This week's session with some amazing women venture capital leaders was a treasure trove of insights into mastering the art of due diligence and decoding those mysterious term sheets. The discussions highlighted how a mix of diverse perspectives can supercharge decision-making and spark innovation in the world of startups.
Ashley Ryder emphasized that diversity isn't just a buzzword; it's a game-changer in venture capital. Embracing different viewpoints helps investors spot hidden gems and seize exciting opportunities. Her advice on due diligence shed light on the multi-faceted approach needed to evaluate potential investments:
Team Due Diligence: The team is the heart and soul of any startup. Checking out the founders' integrity, coachability, and team dynamics is crucial. This is where networking pays off—leveraging your connections can uncover valuable insights into a team's potential. Plus, a diverse team brings a wealth of skills and perspectives that can fuel success.
Product Due Diligence: Dive into the product, test it out, and use your knowledge and networks to evaluate its potential. Whether you tap into the school network or use your own expertise, ensuring the product meets market needs is critical.

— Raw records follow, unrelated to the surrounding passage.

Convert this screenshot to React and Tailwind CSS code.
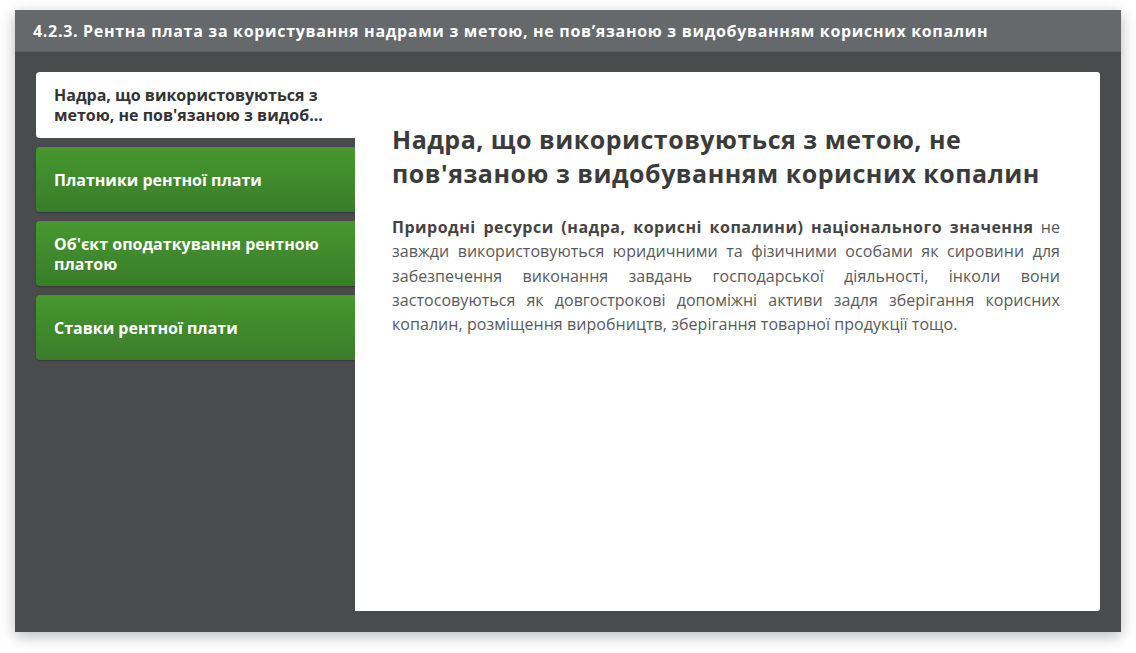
export default function App() {
  const tabs = [
    'Платники рентної плати',
    "Об'єкт оподаткування рентною платою",
    'Ставки рентної плати',
  ];

  return (
    <div className="w-[1136px] h-[653px] bg-white pt-[10px] pl-[15px]" style={{ fontFamily: '"Open Sans", "Noto Sans", sans-serif' }}>
      <div className="w-[1106px] h-[622px] flex flex-col bg-[#4a4b4d] shadow-[0_4px_14px_rgba(0,0,0,0.28)]">
        {/* шапка */}
        <div className="h-[42px] shrink-0 bg-[#66696b] flex items-center px-[18px] border-b border-[#5a5c5e]">
          <h1 className="text-white text-[16px] font-bold tracking-[0.68px] whitespace-nowrap">
            4.2.3. Рентна плата за користування надрами з метою, не пов’язаною з видобуванням корисних копалин
          </h1>
        </div>

        {/* тіло */}
        <div className="flex flex-1 pt-[20px] pl-[21px] pr-[21px] pb-[21px]">
          <div className="w-[319px] shrink-0 flex flex-col gap-[9px]">
            <div className="h-[66px] bg-white rounded-l-[4px] pl-[18px] pr-[16px] flex items-center">
              <p className="text-[#333] text-[16px] font-bold leading-[20px]">
                Надра, що використовуються з метою, не пов'язаною з видоб...
              </p>
            </div>
            {tabs.map((t) => (
              <div
                key={t}
                className="h-[65px] rounded-l-[4px] pl-[18px] pr-[16px] flex items-center bg-gradient-to-b from-[#46982f] to-[#3a7c2a] shadow-[0_1px_2px_rgba(0,0,0,0.3)]"
              >
                <p className="text-white text-[16px] font-bold leading-[20px]">{t}</p>
              </div>
            ))}
          </div>

          <div className="flex-1 bg-white rounded-r-[3px] pt-[50px] pl-[37px] pr-[40px]">
            <h2 className="text-[#3b3b3b] text-[25px] font-bold leading-[34px] tracking-[0.5px] mb-[25px]">
              Надра, що використовуються з метою, не пов'язаною з видобуванням корисних копалин
            </h2>
            <p className="text-[#5a5a5a] text-[16px] leading-[24.3px] tracking-[0.05px] text-justify">
              <b className="text-[#444] font-bold tracking-[0.5px]">Природні ресурси (надра, корисні копалини) національного значення</b>{' '}
              не завжди використовуються юридичними та фізичними особами як сировини для забезпечення виконання завдань
              господарської діяльності, інколи вони застосовуються як довгострокові допоміжні активи задля зберігання
              корисних копалин, розміщення виробництв, зберігання товарної продукції тощо.
            </p>
          </div>
        </div>
      </div>
    </div>
  );
}
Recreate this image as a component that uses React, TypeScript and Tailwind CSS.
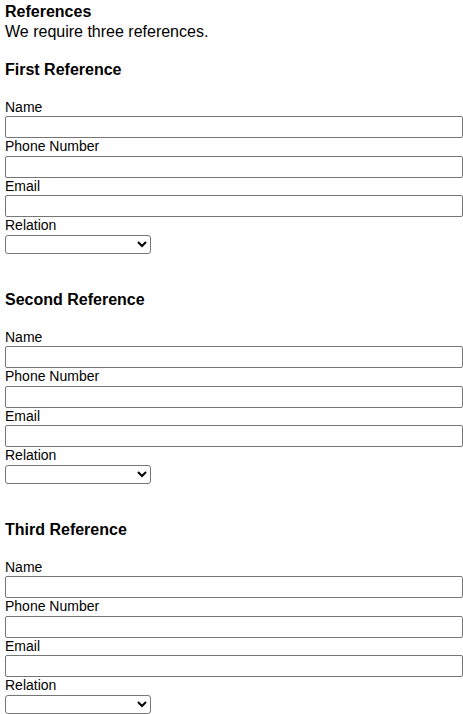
const REFERENCES = ["First Reference", "Second Reference", "Third Reference"];

const FIELDS = ["Name", "Phone Number", "Email"];

function ReferenceSection({ title }: { title: string }) {
  return (
    <section className="mb-[35.5px]">
      <h3 className="mb-[18.5px] pt-[1px] text-[16px] font-bold leading-[20px]">
        {title}
      </h3>
      {FIELDS.map((field) => (
        <div key={field}>
          <label className="block text-[14px] leading-[17.5px]">{field}</label>
          <input
            type="text"
            className="block h-[22px] w-[458px] rounded-[2px] border border-[#767676] bg-white px-[2px]"
          />
        </div>
      ))}
      <div>
        <label className="block text-[14px] leading-[17.5px]">Relation</label>
        <select className="block h-[19px] w-[146px] rounded-[3px] border border-[#767676] bg-white text-[13px]">
          <option value=""></option>
          <option value="friend">Friend</option>
          <option value="colleague">Colleague</option>
          <option value="family">Family</option>
        </select>
      </div>
    </section>
  );
}

export default function App() {
  return (
    <div className="min-h-[714px] bg-white pl-[5px] pt-[2px] font-['Liberation_Sans',Arial,sans-serif] text-black">
      <h2 className="text-[16px] font-bold leading-[20px]">References</h2>
      <p className="mb-[17px] text-[16px] leading-[20px]">
        We require three references.
      </p>
      {REFERENCES.map((title) => (
        <ReferenceSection key={title} title={title} />
      ))}
    </div>
  );
}
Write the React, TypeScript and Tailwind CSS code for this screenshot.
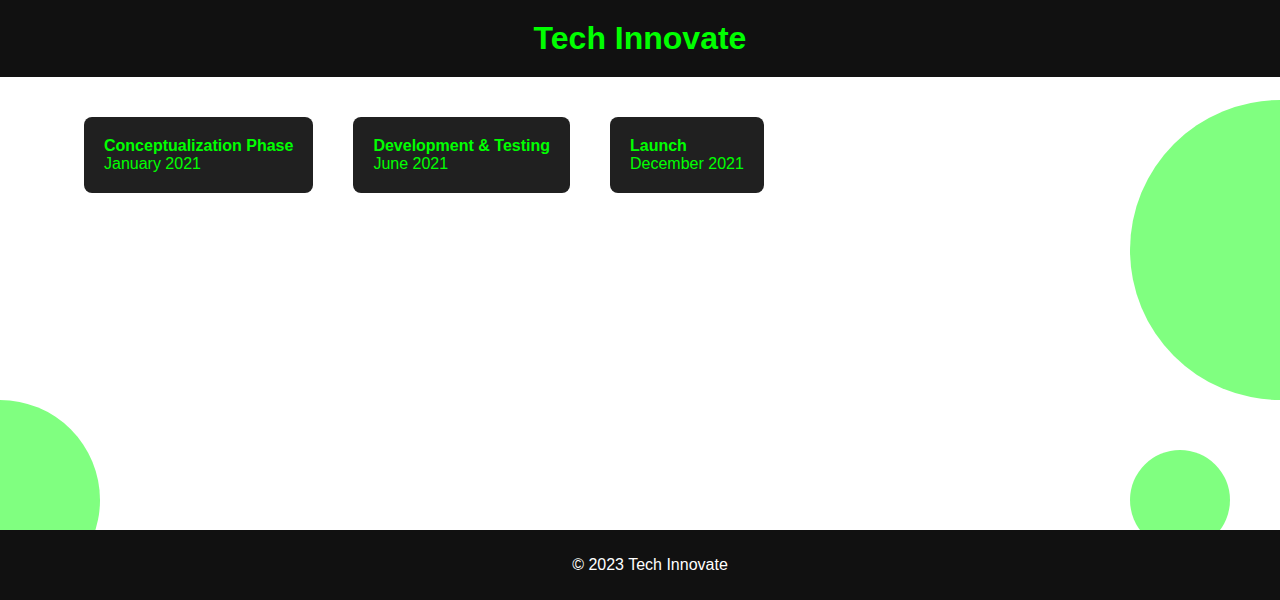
const milestones = [
  { title: "Conceptualization Phase", date: "January 2021" },
  { title: "Development & Testing", date: "June 2021" },
  { title: "Launch", date: "December 2021" },
];

export default function App() {
  return (
    <div className="relative flex min-h-screen flex-col overflow-hidden bg-white font-['Liberation_Sans',Arial,sans-serif]">
      {/* header */}
      <header className="relative z-10 bg-[#111111] py-5 text-center">
        <h1 className="text-[32px] font-bold leading-[37px] text-[#00ff00]">
          Tech Innovate
        </h1>
      </header>

      {/* timeline */}
      <main className="flex-1 px-[84px] py-10">
        <div className="flex items-start gap-10">
          {milestones.map((m) => (
            <div
              key={m.title}
              className="rounded-lg bg-[#202020] p-5 text-base leading-[18px] text-[#00ff00]"
            >
              <div className="font-bold">{m.title}</div>
              <div>{m.date}</div>
            </div>
          ))}
        </div>
      </main>

      {/* decorative circles */}
      <div className="absolute right-[-150px] top-[100px] h-[300px] w-[300px] rounded-full bg-[#80ff80]" />
      <div className="absolute left-[1130px] top-[450px] h-[100px] w-[100px] rounded-full bg-[#80ff80]" />
      <div className="absolute left-[-100px] top-[400px] h-[200px] w-[200px] rounded-full bg-[#80ff80]" />

      <footer className="relative z-10 h-[70px] bg-[#111111] pl-5 text-center text-base leading-[70px] text-white">
        © 2023 Tech Innovate
      </footer>
    </div>
  );
}
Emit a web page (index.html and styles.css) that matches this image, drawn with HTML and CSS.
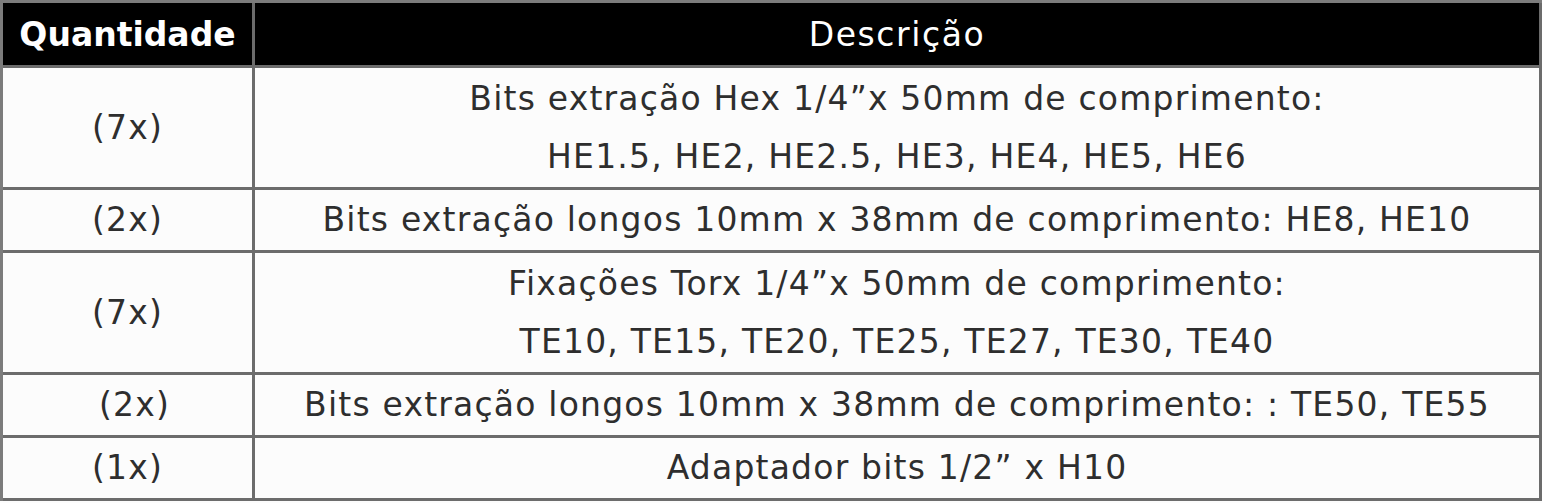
FILE: index.html
```html
<!DOCTYPE html>
<html lang="pt">
<head>
<meta charset="utf-8">
<title>Conteúdo</title>
<link rel="stylesheet" href="styles.css">
</head>
<body>
<table class="spec">
  <colgroup>
    <col class="col-qty">
    <col class="col-desc">
  </colgroup>
  <thead>
    <tr class="head">
      <th class="qty">Quantidade</th>
      <th class="desc">Descrição</th>
    </tr>
  </thead>
  <tbody>
    <tr class="double">
      <td class="qty">(7x)</td>
      <td class="desc">Bits extração Hex 1/4”x 50mm de comprimento:<br>HE1.5, HE2, HE2.5, HE3, HE4, HE5, HE6</td>
    </tr>
    <tr class="single">
      <td class="qty">(2x)</td>
      <td class="desc">Bits extração longos 10mm x 38mm de comprimento: HE8, HE10</td>
    </tr>
    <tr class="double">
      <td class="qty">(7x)</td>
      <td class="desc">Fixações Torx 1/4”x 50mm de comprimento:<br>TE10, TE15, TE20, TE25, TE27, TE30, TE40</td>
    </tr>
    <tr class="single">
      <td class="qty shift">(2x)</td>
      <td class="desc">Bits extração longos 10mm x 38mm de comprimento: : TE50, TE55</td>
    </tr>
    <tr class="single last">
      <td class="qty">(1x)</td>
      <td class="desc">Adaptador bits 1/2” x H10</td>
    </tr>
  </tbody>
</table>
</body>
</html>
```

FILE: styles.css
```css
html, body {
  margin: 0;
  padding: 0;
  background: #fcfcfc;
}

.spec {
  width: 1542px;
  table-layout: fixed;
  border-collapse: separate;
  border-spacing: 0;
  border-top: 3px solid #7c7c7c;
  border-left: 3px solid #7c7c7c;
  font-family: "DejaVu Sans", sans-serif;
  font-size: 33px;
  letter-spacing: 1.2px;
  color: #2e2e2e;
  background: #fcfcfc;
}

.col-qty {
  width: 252px;
}

.spec th,
.spec td {
  border-right: 3px solid #6c6c6c;
  border-bottom: 3px solid #6c6c6c;
  padding: 0;
  text-align: center;
  vertical-align: middle;
  white-space: nowrap;
}

.head th {
  background: #000;
  color: #fff;
  height: 62px;
  font-weight: 400;
  letter-spacing: 1.6px;
}

.head th.qty {
  font-weight: 700;
  letter-spacing: 0;
}

.double td {
  height: 119px;
  line-height: 58px;
}

.single td {
  height: 60px;
  line-height: 58px;
}

.shift {
  padding-left: 14px !important;
}
```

Market Due Diligence: Get to know the competitive landscape. Analyzing market trends and competition helps pinpoint unique value propositions and potential challenges. It's all about seeing the future market and figuring out where the startup fits in.
Financial Due Diligence: Crunch those numbers! Analyzing financial models, burn rates, and capital efficiency is vital for assessing a startup's financial health. You want to make sure it has a sustainable model that can fuel growth.
Legal Due Diligence: This is where those term sheets come into play. Reviewing these documents and intellectual property and company materials helps you understand the legal landscape.
Decoding Term Sheets
The Treasure Map of VC: Term sheets are the treasure maps of venture capital, outlining an investment's key terms and conditions. Understanding these documents is crucial as they set the stage for the investor-founder partnership.
Key Components: Term sheets cover valuation, funding amounts, equity stakes, and investor rights. These are the nuts and bolts that shape the investment. For example, valuation affects ownership percentages, while funding amounts determine financial commitments.
Negotiation and Impact: Negotiating term sheets can alter the course of the investment. Terms like liquidation preferences, anti-dilution provisions, and control rights impact profit-sharing and decision-making. Understanding these elements is crucial for crafting deals that align with your long-term goals.
Reflecting on these insights, I see that weaving diversity into due diligence can lead to stronger investment strategies. By embracing diverse perspectives and experiences, we boost our ability to identify innovative solutions and make a meaningful impact. This dynamic approach enriches our investment process and helps us nurture the next wave of groundbreaking startups.